Markus also posted a tweetstorm recommending existing nodes update to the latest version, 1.14.4, so that more users (in the future) can benefit from lower transaction fees.
“I wanted to write something slightly more nuanced about Dogecoin Nodes, so bear with me.
Nodes are important. They keep the network moving, validate transactions, and keep the blockchain up to date. It’s good to update to 1.14.4 which will allow for lower transaction fees.”
Certain sections of the Dogecoin community are pushing $DOGE as a payment method. Last month, Dogefather Elon Musk said low fees are “super important” to make buying movie tickets feasible.
With rising competition, especially from Shiba Inu, which has been on a tear since the start of this month, it’s clear that Dogecoin needs to re-establish its dominance over the meme coin space.
And with payments seeming like the path forward, lower fees are perhaps a way to achieve that.
Dogecoin Core 1.14.4
The Dogecoin 1.14.4 core update was released in late August to fix minor bugs and improve performance. A critical aspect of performance improvements in this release is enabling future fee reductions.
This update prepares the network to lower the recommended fees by substantially reducing the default fee requirement for both transaction relays and mining. It also gives miners, users, and node operators more scope to agree on fees.
“Reducing the default fee requirement 1000x for transaction relay and 100x for mining. At the same time it increases freedom for miner, wallet and node operators to agree on fees…”

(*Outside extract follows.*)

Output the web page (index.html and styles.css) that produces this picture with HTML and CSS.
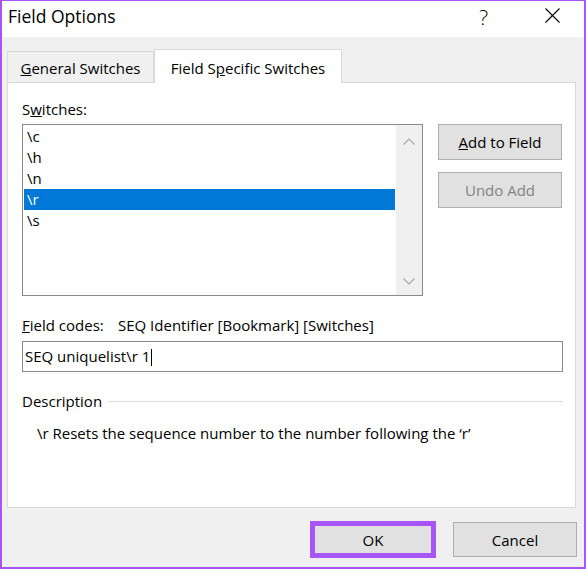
FILE: index.html
```html
<!DOCTYPE html>
<html>
<head>
<meta charset="utf-8">
<title>Field Options</title>
<link rel="stylesheet" href="styles.css">
</head>
<body>
<div class="window">
  <div class="titlebar">
    <div class="title">Field Options</div>
    <div class="help">?</div>
    <div class="close">
      <svg width="15" height="15" viewBox="0 0 15 15"><path d="M0.5 0.5 L14.5 14.5 M14.5 0.5 L0.5 14.5" stroke="#000" stroke-width="1.1" fill="none"/></svg>
    </div>
  </div>
  <div class="tabs">
    <div class="tab"><u>G</u>eneral Switches</div>
    <div class="tab active">Field S<u>p</u>ecific Switches</div>
  </div>
  <div class="panel">
    <div class="label">S<u>w</u>itches:</div>
    <div class="switch-row">
      <div class="listbox">
        <ul class="items">
          <li>\c</li>
          <li>\h</li>
          <li>\n</li>
          <li class="sel">\r</li>
          <li>\s</li>
        </ul>
        <div class="scrollbar">
          <svg width="12" height="7" viewBox="0 0 12 7"><path d="M0.5 6.5 L6 1 L11.5 6.5" stroke="#a6a6a6" stroke-width="1.2" fill="none"/></svg>
          <svg width="12" height="7" viewBox="0 0 12 7"><path d="M0.5 0.5 L6 6 L11.5 0.5" stroke="#a6a6a6" stroke-width="1.2" fill="none"/></svg>
        </div>
      </div>
      <div class="side-buttons">
        <button class="btn"><u>A</u>dd to Field</button>
        <button class="btn disabled">Undo Add</button>
      </div>
    </div>
    <div class="codes-line"><span class="codes-label"><u>F</u>ield codes:</span><span>SEQ Identifier [Bookmark] [Switches]</span></div>
    <div class="codes-input">SEQ uniquelist\r 1<span class="caret"></span></div>
    <div class="desc-head"><span>Description</span><span class="rule"></span></div>
    <div class="desc-text">\r Resets the sequence number to the number following the ‘r’</div>
  </div>
  <div class="footer">
    <button class="btn dlg ok">OK</button>
    <button class="btn dlg">Cancel</button>
  </div>
</div>
</body>
</html>
```
FILE: styles.css
```css
* { box-sizing: border-box; }
html, body { margin: 0; padding: 0; }
body {
  font-family: "Open Sans", "Noto Sans", sans-serif;
  font-size: 15px;
  color: #000;
  background: #fff;
}
.window {
  width: 586px;
  height: 569px;
  border: 2px solid #a855f7;
  border-top-width: 1px;
  background: #f0f0f0;
  display: flex;
  flex-direction: column;
}
.titlebar {
  height: 36px;
  background: #fff;
  display: flex;
  align-items: flex-start;
  flex-shrink: 0;
}
.title {
  font-size: 17.5px;
  line-height: 24px;
  margin: 3px 0 0 6px;
  flex: 1;
}
.help {
  font-size: 21px;
  line-height: 28px;
  font-weight: 300;
  margin: 2px 57px 0 0;
}
.close {
  margin: 7px 24px 0 0;
  width: 15px;
  height: 15px;
}
.close svg { display: block; }
.tabs {
  display: flex;
  align-items: flex-end;
  padding: 12px 0 0 5px;
  flex-shrink: 0;
}
.tab {
  width: 147px;
  height: 31px;
  border: 1px solid #d9d9d9;
  border-bottom: none;
  line-height: 20px;
  padding-top: 6px;
  text-align: center;
  background: #f0f0f0;
}
.tab.active {
  width: 188px;
  height: 34px;
  padding-top: 8px;
  margin-bottom: -1px;
  background: #fff;
  position: relative;
  z-index: 1;
}
.panel {
  margin: 0 8px 0 5px;
  height: 426px;
  background: #fff;
  border: 1px solid #d9d9d9;
  padding: 16px 12px 0 14px;
  flex-shrink: 0;
}
.label { line-height: 20px; }
.switch-row {
  display: flex;
  margin-top: 5px;
  height: 172px;
}
.listbox {
  width: 401px;
  height: 172px;
  border: 1px solid #8a8a8a;
  display: flex;
  background: #fff;
}
.items {
  list-style: none;
  margin: 0;
  padding: 1px;
  flex: 1;
}
.items li {
  height: 21px;
  line-height: 21px;
  padding-left: 3px;
}
.items li.sel {
  background: #0078d7;
  color: #fff;
}
.scrollbar {
  width: 26px;
  background: #f0f0f0;
  display: flex;
  flex-direction: column;
  align-items: center;
  justify-content: space-between;
  padding: 13px 0 10px;
}
.scrollbar svg { display: block; }
.side-buttons {
  margin-left: 15px;
  width: 124px;
  display: flex;
  flex-direction: column;
  gap: 12px;
}
.btn {
  font: inherit;
  font-size: 15px;
  color: #000;
  height: 36px;
  background: #e1e1e1;
  border: 1px solid #adadad;
  padding: 0;
  margin: 0;
}
.btn.disabled { color: #838383; }
.codes-line {
  margin-top: 19px;
  line-height: 20px;
}
.codes-label {
  display: inline-block;
  width: 96px;
}
.codes-input {
  margin-top: 6px;
  height: 31px;
  border: 1px solid #8a8a8a;
  padding-left: 2px;
  line-height: 29px;
}
.caret {
  display: inline-block;
  width: 1px;
  height: 17px;
  background: #000;
  margin-left: 1px;
  vertical-align: -4px;
}
.desc-head {
  margin-top: 19px;
  display: flex;
  align-items: center;
  line-height: 20px;
}
.rule {
  flex: 1;
  height: 1px;
  background: #dcdcdc;
  margin-left: 6px;
}
.desc-text {
  margin-top: 12px;
  padding-left: 15px;
  line-height: 20px;
}
.footer {
  display: flex;
  justify-content: flex-end;
  gap: 18px;
  padding: 14px 7px 0 0;
}
.dlg {
  width: 124px;
  height: 35px;
}
.ok {
  outline: 5px solid #a855f7;
  outline-offset: -4px;
}
```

However, bringing lower fees is a two-stage process, with this release merely setting the groundwork. A later release will implement the lower fee recommendation.
First proposed in 2014 and then rolled out in 2018, the current “meaningful fees” model set a 1 $DOGE fee per kilobyte to stop on-chain transaction spamming. But the colossal rise in Dogecoin price since then has made this model relatively expensive to operate.
Add to that transactions with relay fees of less than 1 $DOGE are often left unconfirmed as there is no incentive to pass through relays for miners to write.
What’s the stats on nodes running the latest version?
The intention of 1.14.4 is to give all parties more freedom to decide fee rates for themselves, rather than be tied to the meaningful fees model.
So far, just over half (56%) of the 1,710 Dogecoin nodes have updated to this version.
Markus points out that for 1.1.4.4 to succeed, more node operators need to get on board and update.